Man dürfe jetzt bloss nicht aufgeben, findet Alwan, die junge Malerin. Sie verwende ganz bewusst bunte, schrille Farben für ihre Wandgemälde, sagt sie. «Die Kunst hier war in der letzten Zeit oftmals finster und bedrückend. Ich will das ändern.» Andere fürchten hingegen, dass sie in Zukunft eingeschränkt werden könnten. «Als Bildhauer mache ich mir besonders Sorgen», sagt Mustafa Ali. «Die Islamisten hassen normalerweise figurative Kunst.»
Tatsächlich könnten die Künstler ins Fadenkreuz der neuen Machthaber geraten. Trotz der Damaszener Kulturtradition sind sie in Syrien mit ihren zumeist linken oder liberalen Ansichten eine kleine Minderheit. «Die Städte in Syrien sind zwar liberal. Aber in den Dörfern sind die Leute konservativ», sagt Alwan. Angesichts der bitteren Armut und des Leids infolge des Bürgerkriegs sei das nachvollziehbar. «Sie setzen ihre Hoffnung auf Gott.»
«Damaskus wird niemals fallen»
An der Veranstaltung in der Galerie Zawaya sind die Gäste derweil uneins, wie sie mit der neuen Regierung umgehen sollen. Immer wieder melden sich Künstler zu Wort. Man müsse jetzt aufstehen und Haltung zeigen, sagen manche. Andere wiederum meinen, man solle Regimevertreter einladen, um mit ihnen zu diskutieren. Doch bis jetzt gibt es noch nicht einmal einen Kulturminister.

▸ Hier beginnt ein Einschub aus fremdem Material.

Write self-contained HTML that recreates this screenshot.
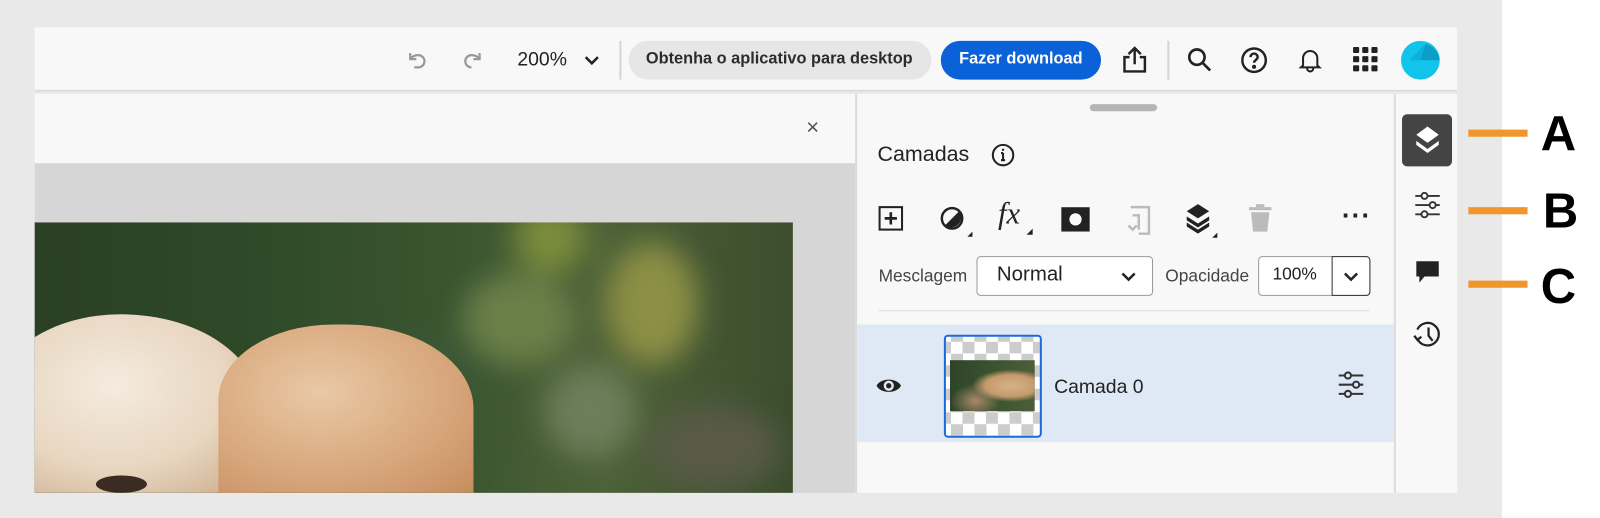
<!DOCTYPE html>
<html><head><meta charset="utf-8"><style>
*{margin:0;padding:0;box-sizing:border-box}
html{width:1600px;height:518px;overflow:hidden}
body{width:1600px;height:518px;background:#fff;font-family:"Liberation Sans",sans-serif;position:relative;overflow:hidden;color:#222}
#w{position:absolute;left:0;top:0;width:1600px;height:518px;overflow:hidden}
#s{position:absolute;left:0;top:0;width:1600px;height:518px;transform:scale(1.0204);transform-origin:0 0}
.abs{position:absolute}
.bg{left:0;top:0;width:1472px;height:518px;background:#e9e9e9}
.top{left:34px;top:27px;width:1394px;height:63px;background:#f8f8f8;border-bottom:2px solid #dcdcdc}
.t{position:absolute;white-space:nowrap}
svg{position:absolute}
</style></head><body><div id="w"><div id="s">
<div class="abs bg"></div>
<div class="abs top"></div>
<svg style="left:396px;top:46px" width="26" height="26" viewBox="0 0 26 26" fill="none" stroke="#999" stroke-width="2.2"><path d="M6 6v6h6M6 12c2-3 5-4 8-4a6 6 0 010 12h-4"/></svg>
<svg style="left:450px;top:46px" width="26" height="26" viewBox="0 0 26 26" fill="none" stroke="#999" stroke-width="2.2"><path d="M20 6v6h-6M20 12c-2-3-5-4-8-4a6 6 0 000 12h-2"/></svg>
<div class="t" style="left:507px;top:48px;font-size:19px;color:#222">200%</div>
<svg style="left:571px;top:52px" width="18" height="14" viewBox="0 0 18 14" fill="none" stroke="#222" stroke-width="2.5"><path d="M3 4l6 6 6-6"/></svg>
<div class="abs" style="left:607px;top:40px;width:2px;height:38px;background:#d5d5d5"></div>
<div class="abs" style="left:616px;top:40px;width:297px;height:38px;border-radius:19px;background:#e6e6e6"></div>
<div class="t" style="left:633px;top:49px;font-size:16px;font-weight:bold;color:#2c2c2c">Obtenha o aplicativo para desktop</div>
<div class="abs" style="left:922px;top:40px;width:157px;height:38px;border-radius:19px;background:#0b61d8"></div>
<div class="t" style="left:940px;top:49px;font-size:16px;font-weight:bold;color:#fff">Fazer download</div>
<svg style="left:1098px;top:44px" width="28" height="30" viewBox="0 0 28 30" fill="none" stroke="#222" stroke-width="2.4"><path d="M9 12H4v14h20V12h-5M14 19V3M8 9l6-6 6 6"/></svg>
<div class="abs" style="left:1144px;top:40px;width:2px;height:38px;background:#d5d5d5"></div>
<svg style="left:1162px;top:45px" width="28" height="28" viewBox="0 0 28 28" fill="none" stroke="#222" stroke-width="2.6"><circle cx="11" cy="11" r="7.5"/><path d="M17 17l7 7"/></svg>
<svg style="left:1215px;top:45px" width="28" height="28" viewBox="0 0 28 28" fill="none" stroke="#222" stroke-width="2.4"><circle cx="14" cy="14" r="11.5"/><path d="M10.5 11a3.5 3.5 0 117 0c0 2.5-3.5 3-3.5 5.5"/><circle cx="14" cy="20.5" r="0.8" fill="#222"/></svg>
<svg style="left:1270px;top:45px" width="28" height="28" viewBox="0 0 28 28" fill="none" stroke="#222" stroke-width="2"><path d="M7 19V12a7 7 0 0114 0v7l2 2H5zM11 22a3 3 0 006 0"/></svg>
<svg style="left:1325px;top:45px" width="26" height="26" viewBox="0 0 26 26" fill="#222"><rect x="1" y="1" width="6" height="6" rx="1"/><rect x="10" y="1" width="6" height="6" rx="1"/><rect x="19" y="1" width="6" height="6" rx="1"/><rect x="1" y="10" width="6" height="6" rx="1"/><rect x="10" y="10" width="6" height="6" rx="1"/><rect x="19" y="10" width="6" height="6" rx="1"/><rect x="1" y="19" width="6" height="6" rx="1"/><rect x="10" y="19" width="6" height="6" rx="1"/><rect x="19" y="19" width="6" height="6" rx="1"/></svg>
<svg style="left:1373px;top:40px" width="38" height="38" viewBox="0 0 38 38"><circle cx="19" cy="19" r="19" fill="#12c3ea"/><path d="M19 19L24 3A19 19 0 0138 19z" fill="#0b9ec6"/><path d="M19 19L24 3 8 19z" fill="#0fb0d8"/></svg>

<div class="abs" style="left:34px;top:92px;width:804px;height:68px;background:#f8f8f8"></div>
<div class="t" style="left:790px;top:112px;font-size:22px;color:#555">×</div>
<div class="abs" style="left:34px;top:160px;width:804px;height:323px;background:#d6d6d6"></div>
<div class="abs" style="left:34px;top:218px;width:743px;height:265px;overflow:hidden;background:linear-gradient(90deg,#2a3f24 0%,#2f4a28 30%,#3b5530 55%,#4d6238 75%,#3b4d2e 100%)">
 <div class="abs" style="left:0;top:0;width:743px;height:265px;filter:blur(14px)">
  <div class="abs" style="left:420px;top:50px;width:110px;height:90px;border-radius:50%;background:#6a8049"></div>
  <div class="abs" style="left:560px;top:20px;width:90px;height:120px;border-radius:50%;background:#8c8f45"></div>
  <div class="abs" style="left:470px;top:-20px;width:70px;height:70px;border-radius:50%;background:#7b8c3c"></div>
  <div class="abs" style="left:600px;top:180px;width:130px;height:80px;border-radius:50%;background:#595a47"></div>
  <div class="abs" style="left:320px;top:110px;width:120px;height:140px;border-radius:50%;background:#3b5736"></div>
  <div class="abs" style="left:500px;top:140px;width:90px;height:90px;border-radius:50%;background:#6d7e5a"></div>
 </div>
 <div class="abs" style="left:-40px;top:90px;width:260px;height:175px;border-radius:48% 52% 0 0;background:radial-gradient(ellipse at 45% 40%,#f4ebdf 0%,#e8d6c0 55%,#c9a887 100%)"></div>
 <div class="abs" style="left:180px;top:100px;width:250px;height:165px;border-radius:45% 50% 0 0;background:radial-gradient(ellipse at 40% 40%,#e9c8a6 0%,#d9a97e 55%,#c68d5f 100%)"></div>
 <div class="abs" style="left:60px;top:248px;width:50px;height:17px;border-radius:50%;background:#3a2c22"></div>
</div>

<div class="abs" style="left:838px;top:92px;width:2px;height:391px;background:#dcdcdc"></div>
<div class="abs" style="left:840px;top:92px;width:526px;height:391px;background:#f8f8f8"></div>
<div class="abs" style="left:1068px;top:102px;width:66px;height:7px;border-radius:4px;background:#b5b5b5"></div>
<div class="t" style="left:860px;top:140px;font-size:21px;color:#222">Camadas</div>
<svg style="left:971px;top:140px" width="24" height="24" viewBox="0 0 24 24" fill="none" stroke="#222" stroke-width="2"><circle cx="12" cy="12" r="10"/><path d="M12 10v7M10 17h4M10 10h2" /><circle cx="12" cy="6.8" r="1.2" fill="#222" stroke="none"/></svg>
<svg style="left:860px;top:201px" width="26" height="26" viewBox="0 0 26 26" fill="none" stroke="#222" stroke-width="2"><rect x="2" y="2" width="22" height="22"/><path d="M13 7v12M7 13h12" stroke-width="2.6"/></svg>
<svg style="left:920px;top:201px" width="36" height="32" viewBox="0 0 36 32"><circle cx="13" cy="13" r="10" fill="none" stroke="#222" stroke-width="2.4"/><path d="M20 6A10 10 0 016 20z" fill="#222"/><path d="M33 26v5h-5z" fill="#222"/></svg>
<div class="t" style="left:978px;top:193px;font-size:30px;font-style:italic;font-family:'Liberation Serif',serif;color:#222">fx</div>
<svg style="left:1004px;top:222px" width="10" height="10"><path d="M8 2v6H2z" fill="#222"/></svg>
<svg style="left:1040px;top:203px" width="28" height="24" viewBox="0 0 28 24"><rect width="28" height="24" fill="#222"/><circle cx="14" cy="12" r="6" fill="#f8f8f8"/></svg>
<svg style="left:1100px;top:201px" width="30" height="30" viewBox="0 0 30 30" fill="none" stroke="#bbb" stroke-width="2.4"><path d="M8 2h18v26H16M10 10h6v14M6 20l4 4 4-4"/></svg>
<svg style="left:1160px;top:199px" width="36" height="36" viewBox="0 0 36 36" fill="#222"><path d="M14 1L25 8 14 15 3 8z"/><path d="M3 13l11 7 11-7v4l-11 7-11-7z"/><path d="M3 19l11 7 11-7v4l-11 7-11-7z"/><path d="M33 29v5h-5z"/></svg>
<svg style="left:1222px;top:200px" width="26" height="28" viewBox="0 0 26 28" fill="#bbb"><rect x="2" y="3" width="22" height="3"/><rect x="9" y="0" width="8" height="3"/><path d="M4 8h18l-2 19H6z"/></svg>
<div class="t" style="left:1315px;top:196px;font-size:26px;font-weight:bold;color:#222;letter-spacing:1px">···</div>
<div class="t" style="left:861px;top:261px;font-size:17px;color:#444">Mesclagem</div>
<div class="abs" style="left:957px;top:251px;width:173px;height:39px;border:1.5px solid #999;border-radius:4px;background:#fff"></div>
<div class="t" style="left:977px;top:258px;font-size:20px;color:#222">Normal</div>
<svg style="left:1097px;top:264px" width="18" height="14" viewBox="0 0 18 14" fill="none" stroke="#222" stroke-width="2.5"><path d="M3 4l6 6 6-6"/></svg>
<div class="t" style="left:1142px;top:261px;font-size:17px;color:#444">Opacidade</div>
<div class="abs" style="left:1233px;top:251px;width:110px;height:39px;border:1.5px solid #999;border-radius:4px;background:#fff"></div>
<div class="abs" style="left:1305px;top:251px;width:38px;height:39px;border:1.5px solid #333;border-radius:0 4px 4px 0;background:#fff"></div>
<div class="t" style="left:1247px;top:259px;font-size:17px;color:#222">100%</div>
<svg style="left:1315px;top:264px" width="18" height="14" viewBox="0 0 18 14" fill="none" stroke="#222" stroke-width="2.5"><path d="M3 4l6 6 6-6"/></svg>
<div class="abs" style="left:861px;top:304px;width:481px;height:1px;background:#ddd"></div>
<div class="abs" style="left:840px;top:318px;width:526px;height:115px;background:#dfe8f5"></div>
<svg style="left:858px;top:367px" width="26" height="22" viewBox="0 0 26 22"><path d="M1 11C5 3 21 3 25 11 21 19 5 19 1 11z" fill="#222"/><circle cx="13" cy="11" r="5" fill="#dfe8f5"/><circle cx="13" cy="11" r="2.6" fill="#222"/></svg>
<div class="abs" style="left:925px;top:328px;width:96px;height:101px;border:2px solid #1a6ad8;border-radius:4px;background-color:#fff;background-image:conic-gradient(#ccc 25%,#fff 0 50%,#ccc 0 75%,#fff 0);background-size:23px 23px;background-position:5px 5px"></div>
<div class="abs" style="left:931px;top:353px;width:83px;height:50px;background:radial-gradient(ellipse at 72% 50%,#d6b28a 0,#c59a6c 30%,transparent 45%),radial-gradient(ellipse at 30% 80%,#a88a6a 0,transparent 30%),linear-gradient(90deg,#2e4428,#3d5532 60%,#4e5e3a)"></div>
<div class="t" style="left:1033px;top:369px;font-size:19px;color:#222">Camada 0</div>
<svg style="left:1310px;top:364px" width="28" height="26" viewBox="0 0 28 26" fill="none" stroke="#333" stroke-width="2"><path d="M2 4h6M14 4h12M2 13h14M22 13h4M2 22h6M14 22h12"/><circle cx="11" cy="4" r="3"/><circle cx="19" cy="13" r="3"/><circle cx="11" cy="22" r="3"/></svg>
<div class="abs" style="left:1366px;top:92px;width:2px;height:391px;background:#dcdcdc"></div>
<div class="abs" style="left:1368px;top:92px;width:60px;height:391px;background:#f8f8f8"></div>
<div class="abs" style="left:1374px;top:112px;width:49px;height:51px;border-radius:5px;background:#444"></div>
<svg style="left:1385px;top:123px" width="28" height="30" viewBox="0 0 28 30" fill="#fff"><path d="M14 1L25 9 14 17 3 9z"/><path d="M3 15l11 8 11-8 0 4-11 8-11-8z"/></svg>
<svg style="left:1385px;top:188px" width="28" height="26" viewBox="0 0 28 26" fill="none" stroke="#333" stroke-width="1.8"><path d="M2 4h6M14 4h12M2 13h14M22 13h4M2 22h6M14 22h12"/><circle cx="11" cy="4" r="3"/><circle cx="19" cy="13" r="3"/><circle cx="11" cy="22" r="3"/></svg>
<svg style="left:1386px;top:253px" width="26" height="26" viewBox="0 0 26 26" fill="#222"><path d="M2 3h22v15H10l-5 6v-6H2z"/></svg>
<svg style="left:1384px;top:313px" width="30" height="30" viewBox="0 0 30 30" fill="none" stroke="#222" stroke-width="2.2"><path d="M5 19A11 11 0 1 0 5 10M2 16l3 4 4-3M16 8v8l4 5"/></svg>
<div class="abs" style="left:1439px;top:127px;width:58px;height:7px;background:#f0962c"></div>
<div class="abs" style="left:1439px;top:203px;width:58px;height:7px;background:#f0962c"></div>
<div class="abs" style="left:1439px;top:275px;width:58px;height:7px;background:#f0962c"></div>
<div class="t" style="left:1510px;top:104px;font-size:48px;font-weight:bold;color:#000">A</div>
<div class="t" style="left:1512px;top:180px;font-size:48px;font-weight:bold;color:#000">B</div>
<div class="t" style="left:1510px;top:254px;font-size:48px;font-weight:bold;color:#000">C</div>
</div></div></body></html>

Marwan Tayara hingegen will sich nicht einschüchtern lassen. Er habe einen russischen Pass und könne auch ins Ausland gehen. «Aber dies ist mein Land, und ich liebe es.» Wenn man die Welt als Körper betrachte, dann sei Damaskus eines der pochenden Herzen. «Damaskus wird niemals fallen», sagt er. «Selbst Timur, der mächtige Mongolenführer, hat die Stadt nicht kleingekriegt.»